Suppose $G$ is a group $w \in F_\infty$, where $F_\infty$ is the free group of countable rank. Let’s define the corresponding word map as $w(G) := \{g \in G| \exists f \in Hom(F_\infty, G) f(w) = g\}$, where $Hom(H, K)$ is the set of all homomorphism from $H$ to $K$.
Now, let’s for arbitrary cardinality $\alpha \geq \aleph_0$ define $S_\alpha$ as the group of all permutations of a set of cardinality $\alpha$.
According to a theorem proved by R. Baer in «Die Kompositionsreihe der Gruppe aller einendeutigen Abbildungen einer unendlichen Menge auf sich», the unique largest proper normal subgroup of $S_\alpha$ is the subgroup $S_{<\alpha}$ of all permutations with cardinalities strictly less than $\alpha$. It is also not hard to see, that $\frac{S_\alpha}{S_{<\alpha}}$ contains a subgroup isomorphic to $S_\alpha$ and $S_\alpha$ contains subgroups isomorphic to all groups of order $\alpha$ or less by Cayley theorem. Thus $\frac{S_\alpha}{S_{<\alpha}}$ generates the variety of all groups. That means that all non-trivial verbal subgroups of $S_\alpha$ are equal to the whole group. Thus for any non-trivial group word $w$, $\langle w(S_\alpha) \rangle = S_\alpha$.
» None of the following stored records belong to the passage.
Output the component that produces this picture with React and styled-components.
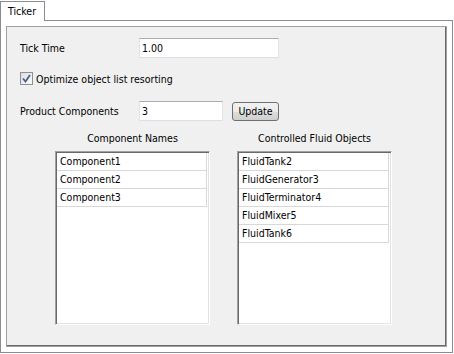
import React, { useState } from 'react'
import styled, { createGlobalStyle } from 'styled-components'

const GlobalStyle = createGlobalStyle`
  html, body {
    margin: 0;
    padding: 0;
    background: #ffffff;
  }
  body {
    font-family: "DejaVu Sans Condensed", "DejaVu Sans", Tahoma, sans-serif;
    font-size: 10.5px;
    color: #000000;
  }
`

const Window = styled.div`
  width: 454px;
  height: 354px;
  box-sizing: border-box;
  padding-top: 1px;
  display: flex;
  flex-direction: column;
`

const TabStrip = styled.div`
  display: flex;
  height: 19px;
`

const Tab = styled.div`
  position: relative;
  z-index: 1;
  width: 45px;
  height: 20px;
  box-sizing: border-box;
  border: 1px solid #898c95;
  border-bottom: none;
  background: #ffffff;
  padding-left: 7px;
  line-height: 18px;
`

const Pane = styled.div`
  width: 453px;
  height: 333px;
  box-sizing: border-box;
  border: 1px solid #898c95;
  background: #ffffff;
  padding: 5px;
`

const Panel = styled.div`
  height: 100%;
  box-sizing: border-box;
  background: #f0f0f0;
  border: 1px solid #a0a0a0;
  box-shadow: inset -1px -1px 0 #696969;
  padding: 11px 0 0 13px;
  display: flex;
  flex-direction: column;
`

const Row = styled.div`
  display: flex;
  align-items: center;
  height: ${p => p.$h || 20}px;
  margin-top: ${p => p.$top || 0}px;
`

const Label = styled.span`
  width: 119px;
  flex: none;
`

const TextBox = styled.div`
  width: ${p => p.$w}px;
  height: 20px;
  box-sizing: border-box;
  background: #ffffff;
  border: 1px solid #dbdfe6;
  border-top-color: #abadb3;
  border-left-color: #e2e3ea;
  border-right-color: #e2e3ea;
  padding-left: 2px;
  line-height: 18px;
`

const Button = styled.button`
  margin-left: 9px;
  width: 47px;
  height: 19px;
  box-sizing: border-box;
  padding: 0;
  border: 1px solid #707070;
  border-radius: 3px;
  background: linear-gradient(#f2f2f2 0%, #ebebeb 50%, #dddddd 51%, #cfcfcf 100%);
  font-family: inherit;
  font-size: 10.5px;
  color: #000000;
  line-height: 17px;
`

const Check = styled.label`
  display: flex;
  align-items: center;
  gap: 3px;
`

const Box = styled.span`
  width: 13px;
  height: 13px;
  box-sizing: border-box;
  border: 1px solid #8e8f8f;
  background: linear-gradient(135deg, #dcdcdc, #fbfbfb);
  display: flex;
  align-items: center;
  justify-content: center;
`

const Lists = styled.div`
  display: flex;
  gap: 27px;
  margin-left: 35px;
  margin-top: 10px;
`

const Column = styled.div`
  width: 155px;
  display: flex;
  flex-direction: column;
`

const Header = styled.div`
  text-align: center;
  line-height: 14px;
  margin-bottom: 6px;
`

const ListBox = styled.div`
  height: 174px;
  box-sizing: border-box;
  background: #ffffff;
  border: 1px solid;
  border-color: #a0a0a0 #ffffff #ffffff #a0a0a0;
  box-shadow: inset 1px 1px 0 #696969, inset -1px -1px 0 #e3e3e3;
  padding: 1px 2px 0 1px;
`

const Item = styled.div`
  height: 18px;
  box-sizing: border-box;
  border-bottom: 1px solid #d8d8d8;
  border-right: 1px solid #d8d8d8;
  padding-left: 3px;
  line-height: 17px;
  white-space: nowrap;
`

const components = ['Component1', 'Component2', 'Component3']
const fluids = ['FluidTank2', 'FluidGenerator3', 'FluidTerminator4', 'FluidMixer5', 'FluidTank6']

export default function App() {
  const [checked, setChecked] = useState(true)
  return (
    <Window>
      <GlobalStyle />
      <TabStrip>
        <Tab>Ticker</Tab>
      </TabStrip>
      <Pane>
        <Panel>
          <Row>
            <Label>Tick Time</Label>
            <TextBox $w={140}>1.00</TextBox>
          </Row>
          <Row $h={13} $top={14}>
            <Check onClick={() => setChecked(c => !c)}>
              <Box>
                {checked && (
                  <svg width="9" height="9" viewBox="0 0 9 9">
                    <path d="M1 4.5 L3.5 7.5 L8 1" fill="none" stroke="#4a5f97" strokeWidth="1.8" />
                  </svg>
                )}
              </Box>
              Optimize object list resorting
            </Check>
          </Row>
          <Row $top={16}>
            <Label>Product Components</Label>
            <TextBox $w={84}>3</TextBox>
            <Button>Update</Button>
          </Row>
          <Lists>
            <Column>
              <Header>Component Names</Header>
              <ListBox>
                {components.map(c => <Item key={c}>{c}</Item>)}
              </ListBox>
            </Column>
            <Column>
              <Header>Controlled Fluid Objects</Header>
              <ListBox>
                {fluids.map(f => <Item key={f}>{f}</Item>)}
              </ListBox>
            </Column>
          </Lists>
        </Panel>
      </Pane>
    </Window>
  )
}
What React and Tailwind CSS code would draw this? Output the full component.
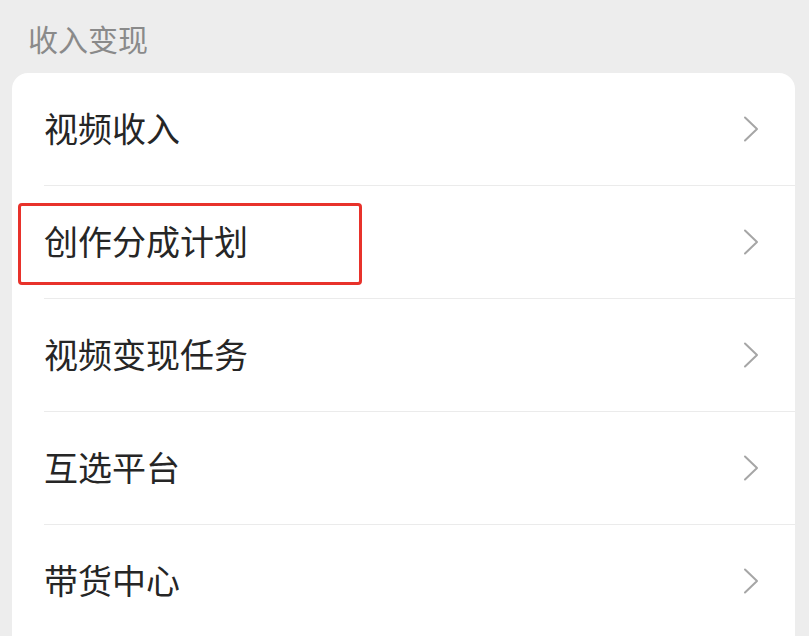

However, for the combatant a stronger statement is true. Oystein Ore proved in «Some remarks on commutators», that $[x, y](S_\alpha) = S_\alpha$.
My question is:
Is it true, that $\forall w \in F_\infty \setminus \{e\}$ $w(S_\alpha) = S_\alpha$?
No. For instance, any square in $S_\alpha$ must have an even number of infinite cycles, so not every element of $S_\alpha$ can be represented by the word $w=a^2$ (or similarly, $w=a^n$ for any $n>1$).